Klagers mentor heeft positief geadviseerd ter zake van verlofverlening in verband met zijn goede gedrag op de afdeling.
De officier van justitie van het arrondissementsparket Oost-Nederland is akkoord met verlofverlening.
De politie Nijmegen heeft het volgende advies uitgebracht ter zake van verlofverlening:
Het adres van klagers broer is ambtshalve zeer bekend. Vanaf dit adres wordt veel overlast gepleegd. Klager is de betreffende politiefunctionaris zeer bekend, heeft een flinke harddrugsverslaving en is vluchtgevaarlijk.

3. De beoordeling
Klager onderging de tenuitvoerlegging van eerder opgelegde gevangenisstraffen van in totaal vier maanden. Aansluitend onderging hij veertien dagen gijzeling op grond van de Wet administratiefrechtelijke handhaving verkeersvoorschriften. Klager is op 21
april 2014 in vrijheid gesteld.

Het beroep richt zich tegen de afwijzing van klagers eerste verlofaanvraag.

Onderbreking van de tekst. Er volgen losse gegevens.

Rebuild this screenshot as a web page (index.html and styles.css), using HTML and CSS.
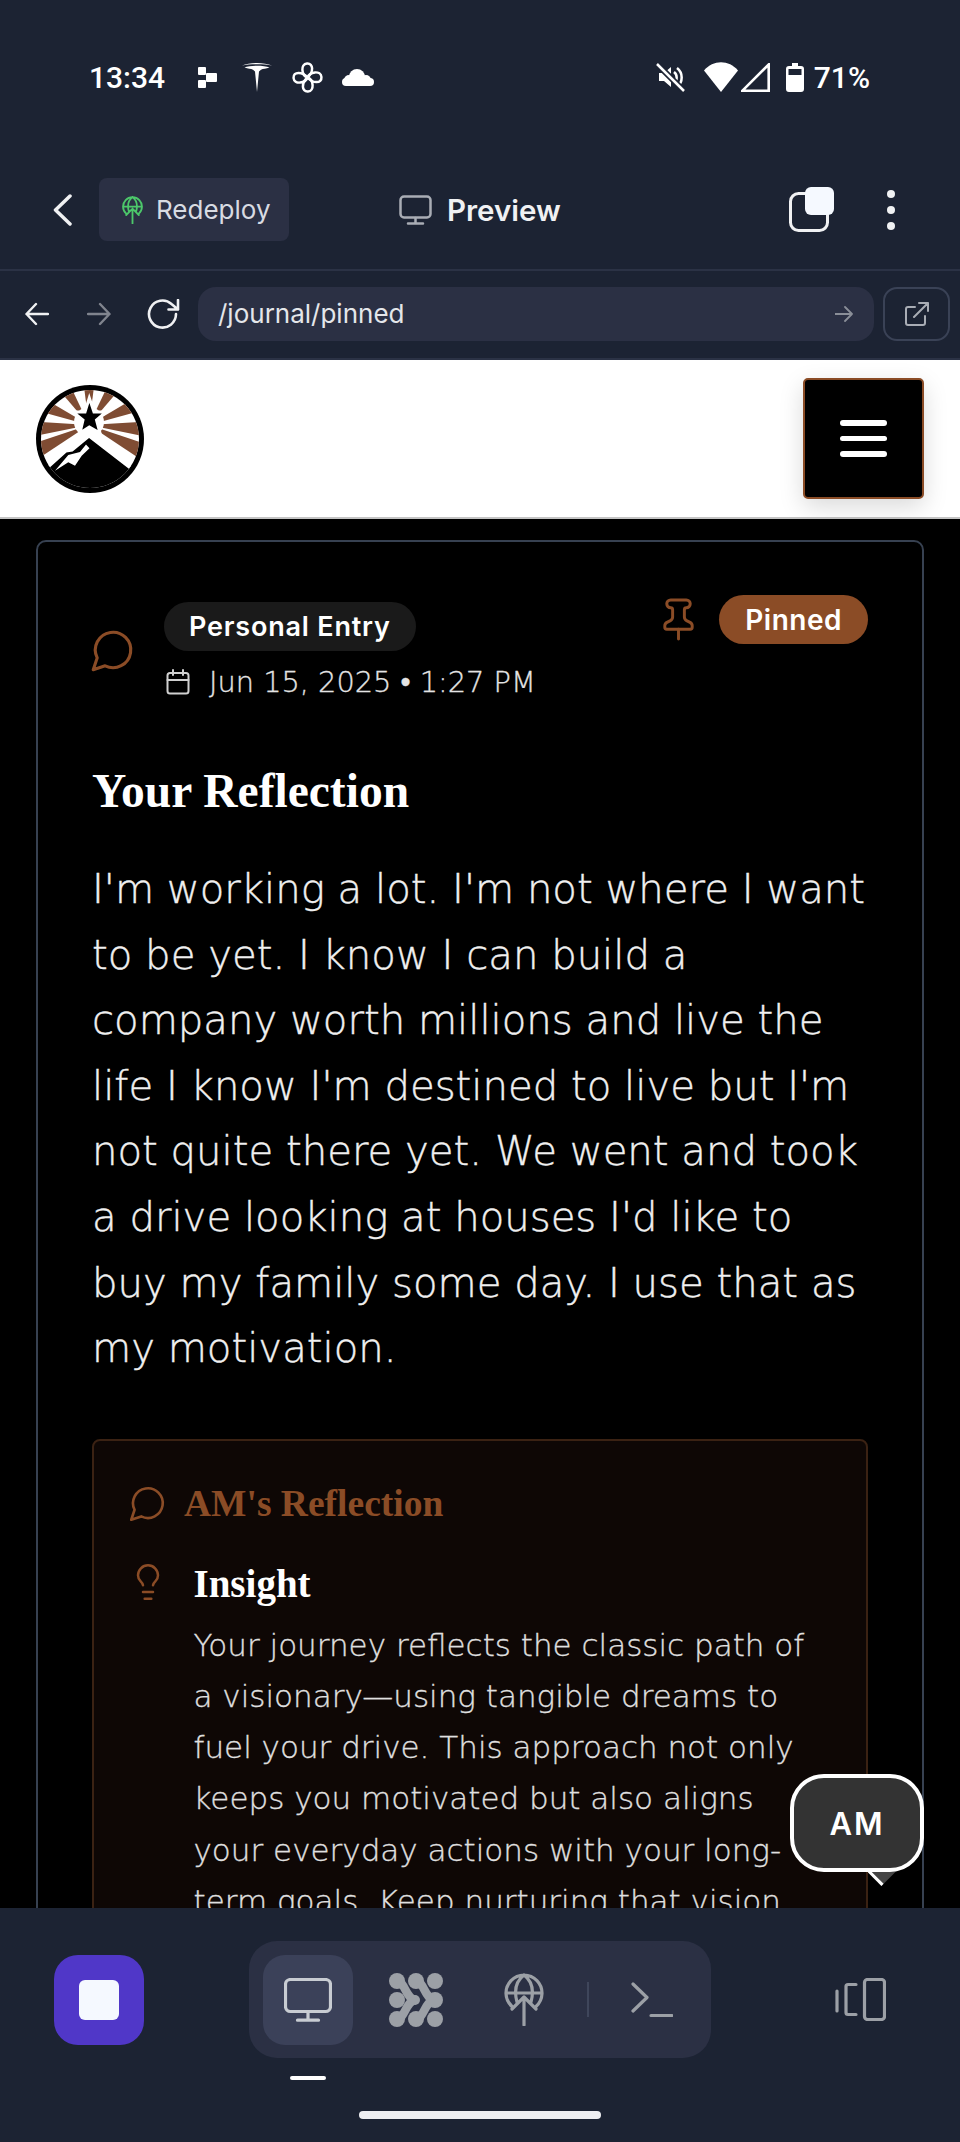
FILE: index.html
```html
<!DOCTYPE html>
<html lang="en">
<head>
    <meta charset="UTF-8">
    <meta name="viewport" content="width=device-width, initial-scale=1.0">
    <title>Journal - Pinned</title>
    <link rel="stylesheet" href="styles.css">
</head>
<body>
    <div class="status-bar">
        <div class="status-left">
            <span class="status-time">13:34</span>
            <svg class="st-blocks" width="19" height="21" viewBox="0 0 19 21"><rect x="0" y="0" width="8" height="8" rx="1"/><rect x="0" y="13" width="8" height="8" rx="1"/><rect x="8" y="6" width="11" height="9" rx="1"/></svg>
            <svg class="st-tesla" width="30" height="30" viewBox="0 0 30 30"><path d="M0 3.500C8 0 22 0 30 3.500 22 1.800 8 1.800 0 3.500z"/><path d="M2.500 5.500C8 3 22 3 27.500 5.500 24 6.800 21 6.500 19 7.800L17 9.500 15 30 13 9.500 11 7.800C9 6.500 6 6.800 2.500 5.500z"/></svg>
            <svg class="st-fan" width="31" height="31" viewBox="0 0 30 30"><path d="M15 15C9 13 8 2 14.500 1.500 21 1 21 10 15 15z"/><path d="M15 15C9 13 8 2 14.500 1.500 21 1 21 10 15 15z" transform="rotate(90 15 15)"/><path d="M15 15C9 13 8 2 14.500 1.500 21 1 21 10 15 15z" transform="rotate(180 15 15)"/><path d="M15 15C9 13 8 2 14.500 1.500 21 1 21 10 15 15z" transform="rotate(270 15 15)"/></svg>
            <svg class="st-cloud" width="32" height="17" viewBox="0 0 32 17"><rect x="0" y="9" width="32" height="8" rx="4"/><circle cx="15" cy="8" r="8"/><circle cx="24" cy="11" r="5"/><circle cx="7" cy="11" r="5"/></svg>
        </div>
        <div class="status-right">
            <svg class="st-mute" width="29" height="29" viewBox="0 0 29 29"><path class="st-fill" d="M3 10h5l7-6v20l-7-6H3z"/><path class="st-line" d="M18 9a7 7 0 0 1 0 11M21 5a12 12 0 0 1 0 19"/><path class="st-cut" d="M1 1l27 27"/><path class="st-line" d="M1 1l27 27"/></svg>
            <svg class="st-wifi" width="34" height="30" viewBox="0 0 34 30"><path d="M0 8.500C9-2.500 25-2.500 34 8.500L17 30z"/></svg>
            <svg class="st-signal" width="29" height="29" viewBox="0 0 29 29"><path d="M1.500 27.700L27.700 1.500V27.700z"/></svg>
            <svg class="st-battery" width="18" height="29" viewBox="0 0 18 29"><path d="M6 0h6v3h3a3 3 0 0 1 3 3v20a3 3 0 0 1-3 3H3a3 3 0 0 1-3-3V6a3 3 0 0 1 3-3h3z"/><rect class="st-window" x="2.500" y="6" width="13" height="6"/></svg>
            <span class="status-pct">71%</span>
        </div>
    </div>

    <div class="toolbar">
        <svg class="tb-back" width="19" height="32" viewBox="0 0 19 32"><path d="M17 2L2.500 16 17 30"/></svg>
        <div class="redeploy-chip">
            <svg class="globe-up" width="21" height="28" viewBox="0 0 40 53"><path d="M8 33.500A18 18 0 1 1 32 33.500M2 20H38M20 2C12 8 10 18 13 29M20 2C28 8 30 18 27 29M20 52V24M8 36L20 24 32 36"/></svg>
            <span>Redeploy</span>
        </div>
        <svg class="tb-monitor" width="33" height="30" viewBox="0 0 33 30"><rect x="1.500" y="1.500" width="30" height="21" rx="3.500"/><path d="M16.500 23v5M9 28.500h15"/></svg>
        <span class="tb-title">Preview</span>
        <svg class="tb-tabs" width="45" height="45" viewBox="0 0 45 45"><rect class="tabs-back" x="1.500" y="6.500" width="37" height="37" rx="8"/><rect class="tabs-front" x="16" y="0" width="29" height="28" rx="6"/></svg>
        <div class="tb-dots"><i></i><i></i><i></i></div>
    </div>

    <div class="address-row">
        <svg class="nav-arrow" width="24" height="24" viewBox="0 0 24 24"><path d="M23 12H1.500M11 2L1.500 12 11 22"/></svg>
        <svg class="nav-arrow nav-off" width="24" height="24" viewBox="0 0 24 24"><path d="M1 12h21.500M13 2l9.500 10L13 22"/></svg>
        <svg class="nav-reload" width="33" height="30" viewBox="0 0 33 30"><path d="M29 15A13.500 13.500 0 1 1 24.500 5L31 10.500M31 1v9.500H21.500"/></svg>
        <div class="url-pill">
            <span>/journal/pinned</span>
            <svg class="url-go" width="18" height="16" viewBox="0 0 18 16"><path d="M0 8h17M10 1l7 7-7 7"/></svg>
        </div>
        <div class="ext-btn">
            <svg width="24" height="24" viewBox="0 0 24 24"><path d="M10 5H3a2 2 0 0 0-2 2v14a2 2 0 0 0 2 2h15a2 2 0 0 0 2-2v-7M9 15L23 1M14 1h9v8"/></svg>
        </div>
    </div>

    <header class="site-header">
        <svg class="logo" width="108" height="108" viewBox="0 0 108 108">
            <defs><clipPath id="logoClip"><circle cx="54" cy="54" r="49"/></clipPath></defs>
            <circle cx="54" cy="54" r="54" fill="#000"/>
            <g clip-path="url(#logoClip)">
                <rect width="108" height="108" fill="#fff"/>
                <g fill="#7f4c33">
                    <path d="M53 40L43.900-29.400H62.100z"/>
                    <path d="M53 40L83.100-23.200 98.500-13.200z"/>
                    <path d="M53 40L22.900-23.200 7.500-13.200z"/>
                    <path d="M53 40L113.300 4.500 120.500 21.300z"/>
                    <path d="M53 40L-7.300 4.500-14.500 21.300z"/>
                    <path d="M53 40L122.900 35.700 121.600 54z"/>
                    <path d="M53 40L-16.900 35.700-15.600 54z"/>
                    <path d="M53 40L119.400 62.200 111.400 78.700z"/>
                    <path d="M53 40L-13.400 62.200-5.400 78.700z"/>
                </g>
                <circle cx="53" cy="37" r="15" fill="#fff"/>
                <path d="M53.300 13L58 27H70L60.500 35 64 48 53.300 42 44 48 47 35 37 27H49z" fill="#000" stroke="#fff" stroke-width="3"/>
                <path d="M53 51L97 85V115H10V84L30 66 36 65z" fill="#000" stroke="#fff" stroke-width="3"/>
                <path d="M19 85.700L32.300 70 44 67 50 59.500 53.500 63.300 45.700 70.700 39 80.700 32.300 77.300z" fill="#fff"/>
            </g>
        </svg>
        <button class="burger"><i></i><i></i><i></i></button>
    </header>

    <main class="page">
        <article class="entry-card">
            <div class="entry-meta">
                <div class="meta-left">
                    <svg class="brown-icon meta-icon" width="50" height="50" viewBox="0 0 24 24"><path d="M3 21l1.900-5.700a8.500 8.500 0 1 1 3.800 3.800z"/></svg>
                    <div class="meta-text">
                        <span class="type-pill">Personal Entry</span>
                        <div class="meta-date">
                            <svg class="cal-icon" width="24" height="26" viewBox="0 0 24 26"><rect x="1.500" y="4" width="21" height="20.500" rx="2.500"/><path d="M1.500 11h21M7 1v5M17 1v5"/></svg>
                            <span>Jun 15, 2025 • 1:27 PM</span>
                        </div>
                    </div>
                </div>
                <div class="meta-right">
                    <svg class="brown-icon pin-icon" width="47" height="47" viewBox="0 0 24 24"><path d="M12 17v5"/><path d="M9 10.760a2 2 0 0 1-1.110 1.790l-1.780.9A2 2 0 0 0 5 15.240V16a1 1 0 0 0 1 1h12a1 1 0 0 0 1-1v-.76a2 2 0 0 0-1.110-1.790l-1.780-.9A2 2 0 0 1 15 10.760V7a1 1 0 0 1 1-1 2 2 0 0 0 0-4H8a2 2 0 0 0 0 4 1 1 0 0 1 1 1z"/></svg>
                    <span class="pinned-pill">Pinned</span>
                </div>
            </div>

            <h2 class="entry-title">Your Reflection</h2>
            <p class="entry-body">I'm working a lot. I'm not where I want to be yet. I know I can build a company worth millions and live the life I know I'm destined to live but I'm not quite there yet. We went and took a drive looking at houses I'd like to buy my family some day. I use that as my motivation.</p>

            <section class="reflection-box">
                <div class="reflection-head">
                    <svg class="brown-icon head-icon" width="42" height="42" viewBox="0 0 24 24"><path d="M3 21l1.900-5.700a8.500 8.500 0 1 1 3.800 3.800z"/></svg>
                    <h3>AM's Reflection</h3>
                </div>
                <div class="insight">
                    <svg class="brown-icon bulb-icon" width="40" height="40" viewBox="0 0 24 24"><path d="M15 14c.2-1 .7-1.700 1.500-2.500 1-.9 1.500-2.200 1.500-3.500A6 6 0 0 0 6 8c0 1 .2 2.200 1.500 3.500.7.7 1.300 1.500 1.500 2.500"/><path d="M9 18h6M10 22h4"/></svg>
                    <div class="insight-text">
                        <h4>Insight</h4>
                        <p>Your journey reflects the classic path of a visionary—using tangible dreams to fuel your drive. This approach not only keeps you motivated but also aligns your everyday actions with your long-term goals. Keep nurturing that vision and let it guide each step you take.</p>
                    </div>
                </div>
            </section>
        </article>
        <div class="am-fab">AM</div>
    </main>

    <nav class="bottom-nav">
        <div class="nav-row">
            <div class="stop-btn"><i></i></div>
            <div class="tab-group">
                <div class="tab tab-active">
                    <svg class="tab-ico tab-monitor" width="48" height="44" viewBox="0 0 48 44"><rect x="1.500" y="1.500" width="45" height="32" rx="5"/><path d="M24 34v8M13.500 42.200h21"/></svg>
                </div>
                <div class="tab">
                    <svg class="agent-ico" width="54" height="54" viewBox="0 0 54 54">
                        <circle cx="8" cy="8" r="8"/><circle cx="27" cy="8" r="8"/><circle cx="46" cy="8" r="8"/>
                        <circle cx="8" cy="27" r="8"/><circle cx="26" cy="27" r="5"/><circle cx="46" cy="27" r="8"/>
                        <circle cx="8" cy="46" r="8"/><circle cx="27" cy="46" r="8"/><circle cx="46" cy="46" r="8"/>
                        <path class="agent-flow" d="M8 8C16 8 17 27 27 27 17 27 16 46 8 46"/>
                        <path class="agent-flow" d="M27 8C35 8 36 27 46 27 36 27 35 46 27 46"/>
                    </svg>
                </div>
                <div class="tab">
                    <svg class="tab-ico" width="40" height="53" viewBox="0 0 40 53"><path d="M8 33.500A18 18 0 1 1 32 33.500M2 20H38M20 2C12 8 10 18 13 29M20 2C28 8 30 18 27 29M20 52V24M8 36L20 24 32 36"/></svg>
                </div>
                <span class="tab-divider"></span>
                <div class="tab">
                    <svg class="tab-ico" width="42" height="36" viewBox="0 0 42 36"><path d="M2 2L16 15.500 2 29M20 33.500H41"/></svg>
                </div>
            </div>
            <svg class="tab-ico side-ico" width="51" height="43" viewBox="0 0 51 43"><rect x="29.500" y="1.500" width="20" height="40" rx="3"/><path d="M21 6.500H13a2 2 0 0 0-2 2v26a2 2 0 0 0 2 2h8M2 13v20"/></svg>
        </div>
        <div class="tab-marker"></div>
        <div class="home-bar"></div>
    </nav>
</body>
</html>
```

FILE: styles.css
```css
* {
    box-sizing: border-box;
}
html, body {
    margin: 0;
    height: 100%;
}
body {
    width: 960px;
    height: 2142px;
    display: flex;
    flex-direction: column;
    overflow: hidden;
    background-color: #000;
    font-family: Inter, "Liberation Sans", sans-serif;
    color: #fff;
}
svg {
    display: block;
    flex-shrink: 0;
}

/* status bar */
.status-bar {
    height: 152px;
    padding: 60px 90px 0 89px;
    display: flex;
    justify-content: space-between;
    align-items: flex-start;
    background-color: #1c2333;
}
.status-left, .status-right {
    display: flex;
    align-items: center;
    height: 34px;
}
.status-time, .status-pct {
    font-family: Roboto, sans-serif;
    font-size: 30px;
    font-weight: 500;
    color: #fff;
}
.st-blocks, .st-tesla, .st-cloud, .st-wifi, .st-battery {
    fill: #fff;
}
.st-blocks {
    margin-left: 33px;
}
.st-tesla {
    margin-left: 25px;
}
.st-fan {
    margin-left: 20px;
    fill: none;
    stroke: #fff;
    stroke-width: 2.4;
}
.st-cloud {
    margin-left: 19px;
}
.st-mute .st-fill {
    fill: #fff;
}
.st-mute .st-line {
    fill: none;
    stroke: #fff;
    stroke-width: 2.5;
}
.st-mute .st-cut {
    fill: none;
    stroke: #1c2333;
    stroke-width: 6;
}
.st-wifi {
    margin-left: 19px;
}
.st-signal {
    margin-left: 3px;
    fill: none;
    stroke: #fff;
    stroke-width: 2.6;
}
.st-battery {
    margin-left: 16px;
}
.st-window {
    fill: #1c2333;
}
.status-pct {
    margin-left: 10px;
}

/* replit toolbar */
.toolbar {
    height: 119px;
    padding: 0 65px 2px 53px;
    display: flex;
    align-items: center;
    background-color: #1c2333;
    border-bottom: 2px solid #2b3245;
}
.tb-back {
    fill: none;
    stroke: #f0f1f3;
    stroke-width: 3.5;
    stroke-linecap: round;
    stroke-linejoin: round;
}
.redeploy-chip {
    margin-left: 27px;
    width: 190px;
    height: 63px;
    padding-left: 23px;
    display: flex;
    align-items: center;
    gap: 13px;
    background-color: #2b3044;
    border-radius: 8px;
    font-size: 26px;
    color: #d8dbe2;
}
.globe-up {
    fill: none;
    stroke: #4cc76a;
    stroke-width: 3.5;
    stroke-linecap: round;
}
.tb-monitor {
    margin-left: 110px;
    fill: none;
    stroke: #a9adb5;
    stroke-width: 2.5;
    stroke-linecap: round;
}
.tb-title {
    margin-left: 15px;
    font-size: 29.5px;
    font-weight: 600;
    color: #f0f1f3;
}
.tb-tabs {
    margin-left: auto;
}
.tabs-back {
    fill: none;
    stroke: #f0f1f3;
    stroke-width: 3;
}
.tabs-front {
    fill: #f5f9ff;
}
.tb-dots {
    margin-left: 53px;
    display: flex;
    flex-direction: column;
    gap: 8px;
}
.tb-dots i {
    width: 8px;
    height: 8px;
    border-radius: 50%;
    background-color: #f0f1f3;
}

/* address row */
.address-row {
    height: 89px;
    padding: 0 10px 2px 25px;
    display: flex;
    align-items: center;
    background-color: #1c2333;
    border-bottom: 2px solid #2b3245;
}
.nav-arrow {
    fill: none;
    stroke: #f0f1f3;
    stroke-width: 2.4;
    stroke-linecap: round;
    stroke-linejoin: round;
}
.nav-off {
    margin-left: 38px;
    stroke: #80848e;
}
.nav-reload {
    margin-left: 36px;
    fill: none;
    stroke: #f0f1f3;
    stroke-width: 2.6;
    stroke-linecap: round;
    stroke-linejoin: round;
}
.url-pill {
    margin-left: 18px;
    width: 676px;
    height: 54px;
    padding: 0 21px 0 20px;
    display: flex;
    align-items: center;
    justify-content: space-between;
    background-color: #2b3044;
    border-radius: 18px;
    font-size: 26px;
    color: #e4e6ea;
}
.url-go {
    fill: none;
    stroke: #8a8e98;
    stroke-width: 1.8;
    stroke-linecap: round;
    stroke-linejoin: round;
}
.ext-btn {
    margin-left: 9px;
    width: 67px;
    height: 54px;
    display: flex;
    align-items: center;
    justify-content: center;
    border: 2px solid #3a4256;
    border-radius: 14px;
}
.ext-btn svg {
    fill: none;
    stroke: #a9adb5;
    stroke-width: 2;
    stroke-linecap: round;
    stroke-linejoin: round;
}

/* site header */
.site-header {
    height: 159px;
    padding: 0 36px;
    display: flex;
    align-items: center;
    justify-content: space-between;
    background-color: #fff;
    border-bottom: 2px solid #c4c4c4;
    position: relative;
    z-index: 2;
}
.burger {
    width: 121px;
    height: 121px;
    padding: 0;
    display: flex;
    flex-direction: column;
    align-items: center;
    justify-content: center;
    gap: 10px;
    background-color: #000;
    border: 2px solid #8b4c26;
    border-radius: 5px;
    box-shadow: 0 8px 24px rgba(0,0,0,0.15);
}
.burger i {
    width: 47px;
    height: 5.5px;
    border-radius: 3px;
    background-color: #fff;
}

/* journal page */
.page {
    flex: 1;
    min-height: 0;
    padding: 21px 36px 0;
    position: relative;
    z-index: 0;
    overflow: hidden;
    background-color: #000;
}
.entry-card {
    padding: 53px 54px 60px;
    border: 2px solid #374151;
    border-radius: 10px;
}
.entry-meta {
    display: flex;
    justify-content: space-between;
    align-items: flex-start;
}
.meta-left {
    padding-top: 7px;
    display: flex;
    align-items: center;
    gap: 27px;
}
.brown-icon {
    fill: none;
    stroke: #8b4c26;
    stroke-width: 1.5;
    stroke-linecap: round;
    stroke-linejoin: round;
}
.meta-icon {
    margin-left: -5px;
}
.meta-text {
    display: flex;
    flex-direction: column;
    align-items: flex-start;
    gap: 14px;
}
.type-pill {
    height: 49px;
    padding: 0 25px;
    display: flex;
    align-items: center;
    background-color: #1a1a1a;
    border-radius: 25px;
    font-size: 27px;
    font-weight: 600;
    letter-spacing: 0.8px;
    color: #fff;
}
.meta-date {
    margin-left: 2px;
    display: flex;
    align-items: center;
    gap: 19px;
    font-family: "DejaVu Sans", sans-serif;
    font-size: 28.8px;
    font-weight: 200;
    -webkit-text-stroke: 0.3px #e4e4e4;
    color: #e4e4e4;
}
.cal-icon {
    fill: none;
    stroke: #d0d0d0;
    stroke-width: 2;
    stroke-linecap: round;
}
.meta-right {
    display: flex;
    align-items: center;
    gap: 17px;
}
.pinned-pill {
    height: 49px;
    padding: 0 26px;
    display: flex;
    align-items: center;
    background-color: #8b4c26;
    border-radius: 25px;
    font-size: 28px;
    font-weight: 600;
    letter-spacing: 0.5px;
    color: #fff;
}
.entry-title {
    margin: 62px 0 0;
    font-family: "Liberation Serif", serif;
    font-size: 47.5px;
    font-weight: 700;
    line-height: 60px;
    color: #fff;
}
.entry-body {
    margin: 36px 0 0;
    font-family: "DejaVu Sans", sans-serif;
    font-size: 40.2px;
    font-weight: 200;
    line-height: 65.6px;
    -webkit-text-stroke: 0.4px #f0f0f0;
    color: #f0f0f0;
}
.reflection-box {
    margin-top: 57px;
    padding: 41px 37px 60px;
    background-color: #0e0705;
    border: 2px solid #3b2213;
    border-radius: 8px;
}
.reflection-head {
    display: flex;
    align-items: center;
    gap: 16px;
}
.head-icon {
    margin-left: -5px;
}
.reflection-head h3 {
    margin: 0;
    font-family: "Liberation Serif", serif;
    font-size: 37.5px;
    font-weight: 700;
    line-height: 44px;
    color: #8b4c26;
}
.insight {
    margin-top: 36px;
    display: flex;
    align-items: flex-start;
    gap: 26px;
}
.bulb-icon {
    margin-left: -3.5px;
}
.insight-text h4 {
    margin: 0;
    font-family: "Liberation Serif", serif;
    font-size: 39px;
    font-weight: 700;
    line-height: 44px;
    color: #fff;
}
.insight-text p {
    margin: 14px 0 0;
    font-family: "DejaVu Sans", sans-serif;
    font-size: 31px;
    font-weight: 200;
    line-height: 51.2px;
    -webkit-text-stroke: 0.3px #e0e0e0;
    color: #e0e0e0;
}
.am-fab {
    position: absolute;
    right: 36px;
    bottom: 36px;
    width: 134px;
    height: 98px;
    display: flex;
    align-items: center;
    justify-content: center;
    background-color: #333;
    border: 4px solid #fff;
    border-radius: 34px;
    font-size: 31px;
    font-weight: 600;
    letter-spacing: 2px;
    color: #fff;
}
.am-fab::after {
    content: "";
    position: absolute;
    right: 27.5px;
    bottom: -13.5px;
    width: 21px;
    height: 21px;
    transform: rotate(45deg);
    background-color: #444;
    border-bottom: 3px solid #fff;
    z-index: -1;
}

/* bottom nav */
.bottom-nav {
    height: 234px;
    padding-top: 33px;
    display: flex;
    flex-direction: column;
    background-color: #1c2333;
    position: relative;
    z-index: 2;
}
.nav-row {
    height: 117px;
    padding-left: 54px;
    display: flex;
    align-items: center;
}
.stop-btn {
    width: 90px;
    height: 90px;
    display: flex;
    align-items: center;
    justify-content: center;
    background-color: #5037c8;
    border-radius: 24px;
}
.stop-btn i {
    width: 40px;
    height: 40px;
    background-color: #f5f9ff;
    border-radius: 6px;
}
.tab-group {
    margin-left: 105px;
    width: 462px;
    height: 117px;
    padding-left: 14px;
    display: flex;
    align-items: center;
    gap: 18px;
    background-color: #2b3044;
    border-radius: 28px;
}
.tab {
    width: 90px;
    height: 90px;
    display: flex;
    align-items: center;
    justify-content: center;
    border-radius: 22px;
}
.tab-active {
    background-color: #3b4159;
}
.tab-ico {
    fill: none;
    stroke: #9ca0a6;
    stroke-width: 3.2;
    stroke-linecap: round;
    stroke-linejoin: round;
}
.tab-monitor {
    stroke: #c8ccd2;
}
.agent-ico {
    fill: #9ca0a6;
}
.agent-flow {
    fill: none;
    stroke: #9ca0a6;
    stroke-width: 8.5;
}
.tab-divider {
    width: 2px;
    height: 35px;
    background-color: #3f465b;
}
.side-ico {
    margin-left: 124px;
}
.tab-marker {
    margin: 18px 0 0 290px;
    width: 36px;
    height: 4px;
    border-radius: 2px;
    background-color: #fff;
}
.home-bar {
    margin: 31px 0 0 359px;
    width: 242px;
    height: 8px;
    border-radius: 4px;
    background-color: #eeeff2;
}
```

Uit de stukken volgt dat klager aanvankelijk het adres van zijn broer heeft opgegeven en vervolgens het adres van zijn ouders heeft opgegeven als verlofadres. De directeur heeft op het adres van klagers ouders in een brief van 10 januari 2014 navraag
gedaan of klager op dit adres zijn verlof mocht doorbrengen. Vervolgens heeft de directeur op 23 januari 2014 de verlofaanvraag afgewezen op grond van het negatieve advies van de politie. Vaststaat dat het advies van politie enkel betrekking heeft op
het adres van klagers broer, terwijl de directeur bekend was dat klager inmiddels over een ander verlofadres beschikte.
De beroepscommissie is, gelet op het bovenstaande, van oordeel dat de bestreden beslissing van 23 januari 2014 niet op goede gronden rust, waarbij zij opmerkt dat hetgeen in het advies van de politie overigens is aangedragen, niet door stukken wordt
onderbouwd. Zij zal derhalve het beroep gegrond verklaren, de uitspraak van de beklagcommissie vernietigen en het beklag alsnog gegrond verklaren.

Nu klagers detentie inmiddels is beëindigd, zal klager een financiële tegemoetkoming van
€ 50,= worden toegekend.

4. De uitspraak
De beroepscommissie verklaart het beroep gegrond, vernietigt de uitspraak van de beklagcommissie en verklaart het beklag alsnog gegrond. Zij kent aan klager een tegemoetkoming toe van € 50,=.

Aldus gegeven door de beroepscommissie voornoemd, bestaande uit mr. U. van de Pol, voorzitter, mr. M.M. Boone en mr. G.L.M. Urbanus, leden, in tegenwoordigheid van
mr. H.S. van Gemert, secretaris, op 18 juni 2014.